WHAT TO PRODUCE - Search the material below for the string "React" and list each line that holds it.

## BEGIN

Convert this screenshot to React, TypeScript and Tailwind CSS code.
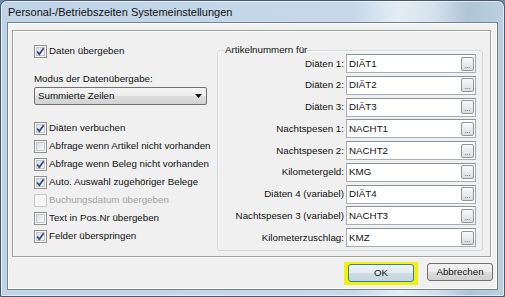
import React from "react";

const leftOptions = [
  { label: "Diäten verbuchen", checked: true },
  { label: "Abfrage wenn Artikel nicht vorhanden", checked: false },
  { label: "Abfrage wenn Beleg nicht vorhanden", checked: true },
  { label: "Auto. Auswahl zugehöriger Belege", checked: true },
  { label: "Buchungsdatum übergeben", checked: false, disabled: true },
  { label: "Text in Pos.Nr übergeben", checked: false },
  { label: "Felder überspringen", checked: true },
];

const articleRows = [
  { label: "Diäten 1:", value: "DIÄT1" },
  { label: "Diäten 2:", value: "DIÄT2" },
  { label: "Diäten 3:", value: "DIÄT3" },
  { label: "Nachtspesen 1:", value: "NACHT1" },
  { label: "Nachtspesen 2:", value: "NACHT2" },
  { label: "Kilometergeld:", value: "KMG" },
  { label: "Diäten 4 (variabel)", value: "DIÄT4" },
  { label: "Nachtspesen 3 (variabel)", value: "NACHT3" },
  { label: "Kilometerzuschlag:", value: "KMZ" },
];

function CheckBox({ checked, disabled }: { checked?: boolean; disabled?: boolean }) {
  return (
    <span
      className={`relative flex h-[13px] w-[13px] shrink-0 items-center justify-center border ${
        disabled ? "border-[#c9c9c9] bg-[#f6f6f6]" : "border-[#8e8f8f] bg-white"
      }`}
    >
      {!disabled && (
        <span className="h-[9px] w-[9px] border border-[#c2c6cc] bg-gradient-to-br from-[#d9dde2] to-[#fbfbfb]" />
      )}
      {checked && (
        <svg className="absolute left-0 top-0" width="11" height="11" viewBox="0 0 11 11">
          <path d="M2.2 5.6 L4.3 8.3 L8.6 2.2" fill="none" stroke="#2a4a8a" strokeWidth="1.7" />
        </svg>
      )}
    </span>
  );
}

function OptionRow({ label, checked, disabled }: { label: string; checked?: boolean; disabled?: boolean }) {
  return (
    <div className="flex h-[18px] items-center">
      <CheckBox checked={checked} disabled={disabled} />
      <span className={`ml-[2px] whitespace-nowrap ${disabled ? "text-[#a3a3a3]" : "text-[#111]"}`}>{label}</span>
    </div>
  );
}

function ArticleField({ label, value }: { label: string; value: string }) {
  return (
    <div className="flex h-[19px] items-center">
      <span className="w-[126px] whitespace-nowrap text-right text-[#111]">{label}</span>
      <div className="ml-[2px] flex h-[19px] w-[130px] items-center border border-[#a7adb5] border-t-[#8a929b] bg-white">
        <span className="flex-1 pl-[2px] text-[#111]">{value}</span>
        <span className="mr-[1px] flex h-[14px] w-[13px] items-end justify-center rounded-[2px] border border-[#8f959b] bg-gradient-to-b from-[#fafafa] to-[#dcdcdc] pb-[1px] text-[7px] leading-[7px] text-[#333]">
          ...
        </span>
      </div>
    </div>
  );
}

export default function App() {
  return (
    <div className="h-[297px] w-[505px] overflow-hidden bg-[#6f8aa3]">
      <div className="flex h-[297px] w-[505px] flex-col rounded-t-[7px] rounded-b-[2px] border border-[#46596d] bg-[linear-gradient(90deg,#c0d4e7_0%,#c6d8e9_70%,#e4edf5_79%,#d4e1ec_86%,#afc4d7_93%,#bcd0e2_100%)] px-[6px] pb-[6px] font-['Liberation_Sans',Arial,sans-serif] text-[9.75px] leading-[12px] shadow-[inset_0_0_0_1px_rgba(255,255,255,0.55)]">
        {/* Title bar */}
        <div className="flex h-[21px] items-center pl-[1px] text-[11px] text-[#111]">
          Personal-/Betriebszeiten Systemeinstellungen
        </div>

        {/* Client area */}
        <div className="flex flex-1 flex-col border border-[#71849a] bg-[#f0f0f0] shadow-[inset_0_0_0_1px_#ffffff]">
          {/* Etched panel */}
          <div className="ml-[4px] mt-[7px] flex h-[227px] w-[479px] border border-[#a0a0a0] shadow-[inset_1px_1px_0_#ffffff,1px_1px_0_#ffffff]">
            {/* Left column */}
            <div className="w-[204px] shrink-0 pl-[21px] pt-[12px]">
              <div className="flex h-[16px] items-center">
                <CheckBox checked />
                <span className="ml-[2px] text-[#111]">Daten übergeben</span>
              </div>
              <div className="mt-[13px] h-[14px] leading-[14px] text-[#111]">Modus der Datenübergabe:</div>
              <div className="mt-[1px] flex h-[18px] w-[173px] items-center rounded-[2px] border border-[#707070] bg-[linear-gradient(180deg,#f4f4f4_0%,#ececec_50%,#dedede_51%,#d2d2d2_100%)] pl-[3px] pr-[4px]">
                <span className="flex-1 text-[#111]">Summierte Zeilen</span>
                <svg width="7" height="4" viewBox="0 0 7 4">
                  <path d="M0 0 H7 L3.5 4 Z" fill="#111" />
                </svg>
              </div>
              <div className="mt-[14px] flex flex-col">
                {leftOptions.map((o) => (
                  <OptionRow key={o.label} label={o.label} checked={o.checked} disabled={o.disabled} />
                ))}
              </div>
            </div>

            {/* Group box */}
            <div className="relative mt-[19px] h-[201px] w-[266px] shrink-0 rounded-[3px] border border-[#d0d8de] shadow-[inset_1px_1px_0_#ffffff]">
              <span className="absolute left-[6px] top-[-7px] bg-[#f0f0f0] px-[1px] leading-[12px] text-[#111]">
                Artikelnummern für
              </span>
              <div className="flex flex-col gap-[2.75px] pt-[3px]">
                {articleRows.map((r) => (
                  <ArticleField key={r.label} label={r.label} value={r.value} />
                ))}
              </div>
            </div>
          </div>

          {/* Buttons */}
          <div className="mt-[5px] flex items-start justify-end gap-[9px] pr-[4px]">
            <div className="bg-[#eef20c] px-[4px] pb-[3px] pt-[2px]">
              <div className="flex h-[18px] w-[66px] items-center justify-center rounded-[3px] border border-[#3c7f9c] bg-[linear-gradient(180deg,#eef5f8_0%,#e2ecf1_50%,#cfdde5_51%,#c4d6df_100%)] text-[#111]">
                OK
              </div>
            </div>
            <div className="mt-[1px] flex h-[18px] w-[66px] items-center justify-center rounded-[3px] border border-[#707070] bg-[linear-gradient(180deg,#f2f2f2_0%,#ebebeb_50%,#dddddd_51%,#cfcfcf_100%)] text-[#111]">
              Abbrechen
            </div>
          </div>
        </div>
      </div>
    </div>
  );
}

## END
## BEGIN

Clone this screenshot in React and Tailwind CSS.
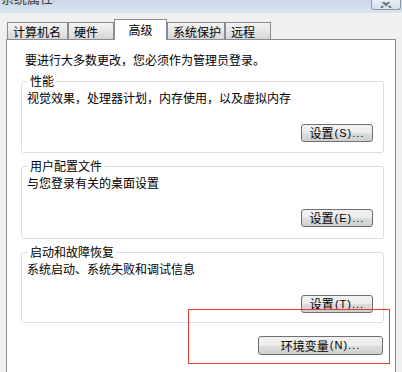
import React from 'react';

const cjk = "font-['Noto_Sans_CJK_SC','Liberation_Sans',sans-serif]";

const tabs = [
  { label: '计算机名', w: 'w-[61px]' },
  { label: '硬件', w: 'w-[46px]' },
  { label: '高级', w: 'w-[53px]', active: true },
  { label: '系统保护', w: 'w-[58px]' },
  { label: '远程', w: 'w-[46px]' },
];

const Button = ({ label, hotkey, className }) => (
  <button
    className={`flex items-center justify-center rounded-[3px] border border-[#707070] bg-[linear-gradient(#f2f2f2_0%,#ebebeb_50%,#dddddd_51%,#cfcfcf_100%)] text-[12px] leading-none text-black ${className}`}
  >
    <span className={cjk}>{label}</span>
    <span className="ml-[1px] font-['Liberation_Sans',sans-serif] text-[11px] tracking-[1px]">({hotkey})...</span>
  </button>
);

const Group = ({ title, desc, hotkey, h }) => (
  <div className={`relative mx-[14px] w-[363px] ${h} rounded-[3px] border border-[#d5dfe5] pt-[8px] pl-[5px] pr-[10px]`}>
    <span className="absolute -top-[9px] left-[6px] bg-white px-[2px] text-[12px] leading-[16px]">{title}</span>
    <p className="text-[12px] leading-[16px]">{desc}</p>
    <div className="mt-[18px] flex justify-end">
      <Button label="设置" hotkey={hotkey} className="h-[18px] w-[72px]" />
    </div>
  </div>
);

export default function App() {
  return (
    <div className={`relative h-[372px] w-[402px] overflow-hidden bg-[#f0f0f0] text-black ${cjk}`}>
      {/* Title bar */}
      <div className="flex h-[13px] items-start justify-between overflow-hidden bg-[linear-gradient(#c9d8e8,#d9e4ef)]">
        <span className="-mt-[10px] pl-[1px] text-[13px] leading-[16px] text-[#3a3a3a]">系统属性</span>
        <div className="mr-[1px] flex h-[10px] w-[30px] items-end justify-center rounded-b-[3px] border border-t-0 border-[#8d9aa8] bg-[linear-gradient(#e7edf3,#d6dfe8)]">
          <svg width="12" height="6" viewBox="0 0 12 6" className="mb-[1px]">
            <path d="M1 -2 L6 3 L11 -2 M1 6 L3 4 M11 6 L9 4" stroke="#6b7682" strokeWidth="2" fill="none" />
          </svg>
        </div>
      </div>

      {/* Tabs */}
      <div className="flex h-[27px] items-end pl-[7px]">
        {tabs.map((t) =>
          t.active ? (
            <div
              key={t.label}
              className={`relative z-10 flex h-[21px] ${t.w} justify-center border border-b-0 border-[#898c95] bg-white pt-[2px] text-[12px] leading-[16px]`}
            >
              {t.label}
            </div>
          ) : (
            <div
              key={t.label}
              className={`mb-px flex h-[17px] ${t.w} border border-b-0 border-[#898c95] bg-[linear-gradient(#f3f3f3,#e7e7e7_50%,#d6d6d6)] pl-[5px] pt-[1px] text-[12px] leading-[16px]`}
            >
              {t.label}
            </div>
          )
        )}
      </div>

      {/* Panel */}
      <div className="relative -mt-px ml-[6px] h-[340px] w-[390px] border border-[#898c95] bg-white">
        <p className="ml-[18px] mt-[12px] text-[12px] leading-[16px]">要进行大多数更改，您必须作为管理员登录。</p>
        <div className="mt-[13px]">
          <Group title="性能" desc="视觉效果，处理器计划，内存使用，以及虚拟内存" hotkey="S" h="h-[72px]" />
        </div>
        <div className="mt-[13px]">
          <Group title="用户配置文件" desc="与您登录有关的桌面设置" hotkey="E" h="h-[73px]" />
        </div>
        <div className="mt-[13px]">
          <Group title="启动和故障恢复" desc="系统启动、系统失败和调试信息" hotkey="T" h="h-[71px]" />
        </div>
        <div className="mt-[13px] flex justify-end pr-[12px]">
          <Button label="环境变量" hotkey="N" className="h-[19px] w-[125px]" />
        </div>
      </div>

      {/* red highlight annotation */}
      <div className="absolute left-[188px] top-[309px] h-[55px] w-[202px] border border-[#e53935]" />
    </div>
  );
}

## END

OUTPUT OF THE TASK -
Convert this screenshot to React, TypeScript and Tailwind CSS code.
import React from "react";
Clone this screenshot in React and Tailwind CSS.
import React from 'react';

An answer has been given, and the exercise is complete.